> **REQUIRED WORK**
Strip the pictures and reproduce the rest of the listing exactly.

▬▬▬

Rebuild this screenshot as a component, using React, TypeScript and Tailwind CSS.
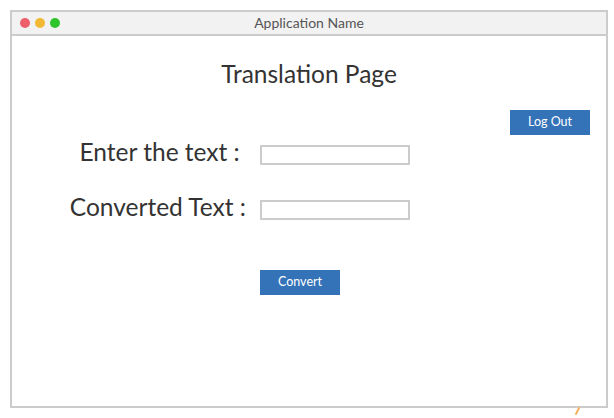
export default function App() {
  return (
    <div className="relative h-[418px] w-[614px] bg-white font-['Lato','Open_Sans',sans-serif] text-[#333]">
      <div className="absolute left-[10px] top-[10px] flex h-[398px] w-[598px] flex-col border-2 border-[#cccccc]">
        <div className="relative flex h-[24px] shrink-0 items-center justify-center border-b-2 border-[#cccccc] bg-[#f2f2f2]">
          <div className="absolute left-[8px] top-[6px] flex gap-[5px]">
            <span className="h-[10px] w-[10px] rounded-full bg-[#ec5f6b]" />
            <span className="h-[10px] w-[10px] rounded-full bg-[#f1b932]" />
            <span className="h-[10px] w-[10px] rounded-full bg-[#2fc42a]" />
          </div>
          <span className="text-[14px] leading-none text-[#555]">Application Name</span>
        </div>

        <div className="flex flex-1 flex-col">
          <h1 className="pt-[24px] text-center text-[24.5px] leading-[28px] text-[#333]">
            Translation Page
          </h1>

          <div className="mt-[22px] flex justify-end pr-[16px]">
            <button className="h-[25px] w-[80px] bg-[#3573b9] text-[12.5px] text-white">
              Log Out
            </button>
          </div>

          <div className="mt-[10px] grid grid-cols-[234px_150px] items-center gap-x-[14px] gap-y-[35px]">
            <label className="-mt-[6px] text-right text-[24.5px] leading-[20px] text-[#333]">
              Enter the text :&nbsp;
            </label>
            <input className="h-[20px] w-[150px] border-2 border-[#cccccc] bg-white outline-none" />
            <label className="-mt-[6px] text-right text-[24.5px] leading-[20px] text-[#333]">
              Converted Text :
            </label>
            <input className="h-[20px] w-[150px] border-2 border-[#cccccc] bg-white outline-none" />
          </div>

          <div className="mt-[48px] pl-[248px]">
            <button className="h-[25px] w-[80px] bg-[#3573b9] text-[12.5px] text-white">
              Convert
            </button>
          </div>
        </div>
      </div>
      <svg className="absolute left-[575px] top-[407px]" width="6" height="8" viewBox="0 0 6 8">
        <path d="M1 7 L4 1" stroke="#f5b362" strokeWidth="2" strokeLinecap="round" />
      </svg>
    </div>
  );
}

▬▬▬

> **RESPONSE TO THE EXERCISE**
Rebuild this screenshot as a component, using React, TypeScript and Tailwind CSS.
export default function App() {
  return (
    <div className="relative h-[418px] w-[614px] bg-white font-['Lato','Open_Sans',sans-serif] text-[#333]">
      <div className="absolute left-[10px] top-[10px] flex h-[398px] w-[598px] flex-col border-2 border-[#cccccc]">
        <div className="relative flex h-[24px] shrink-0 items-center justify-center border-b-2 border-[#cccccc] bg-[#f2f2f2]">
          <div className="absolute left-[8px] top-[6px] flex gap-[5px]">
            <span className="h-[10px] w-[10px] rounded-full bg-[#ec5f6b]" />
            <span className="h-[10px] w-[10px] rounded-full bg-[#f1b932]" />
            <span className="h-[10px] w-[10px] rounded-full bg-[#2fc42a]" />
          </div>
          <span className="text-[14px] leading-none text-[#555]">Application Name</span>
        </div>

        <div className="flex flex-1 flex-col">
          <h1 className="pt-[24px] text-center text-[24.5px] leading-[28px] text-[#333]">
            Translation Page
          </h1>

          <div className="mt-[22px] flex justify-end pr-[16px]">
            <button className="h-[25px] w-[80px] bg-[#3573b9] text-[12.5px] text-white">
              Log Out
            </button>
          </div>

          <div className="mt-[10px] grid grid-cols-[234px_150px] items-center gap-x-[14px] gap-y-[35px]">
            <label className="-mt-[6px] text-right text-[24.5px] leading-[20px] text-[#333]">
              Enter the text :&nbsp;
            </label>
            <input className="h-[20px] w-[150px] border-2 border-[#cccccc] bg-white outline-none" />
            <label className="-mt-[6px] text-right text-[24.5px] leading-[20px] text-[#333]">
              Converted Text :
            </label>
            <input className="h-[20px] w-[150px] border-2 border-[#cccccc] bg-white outline-none" />
          </div>

          <div className="mt-[48px] pl-[248px]">
            <button className="h-[25px] w-[80px] bg-[#3573b9] text-[12.5px] text-white">
              Convert
            </button>
          </div>
        </div>
      </div>
      <svg className="absolute left-[575px] top-[407px]" width="6" height="8" viewBox="0 0 6 8">
        <path d="M1 7 L4 1" stroke="#f5b362" strokeWidth="2" strokeLinecap="round" />
      </svg>
    </div>
  );
}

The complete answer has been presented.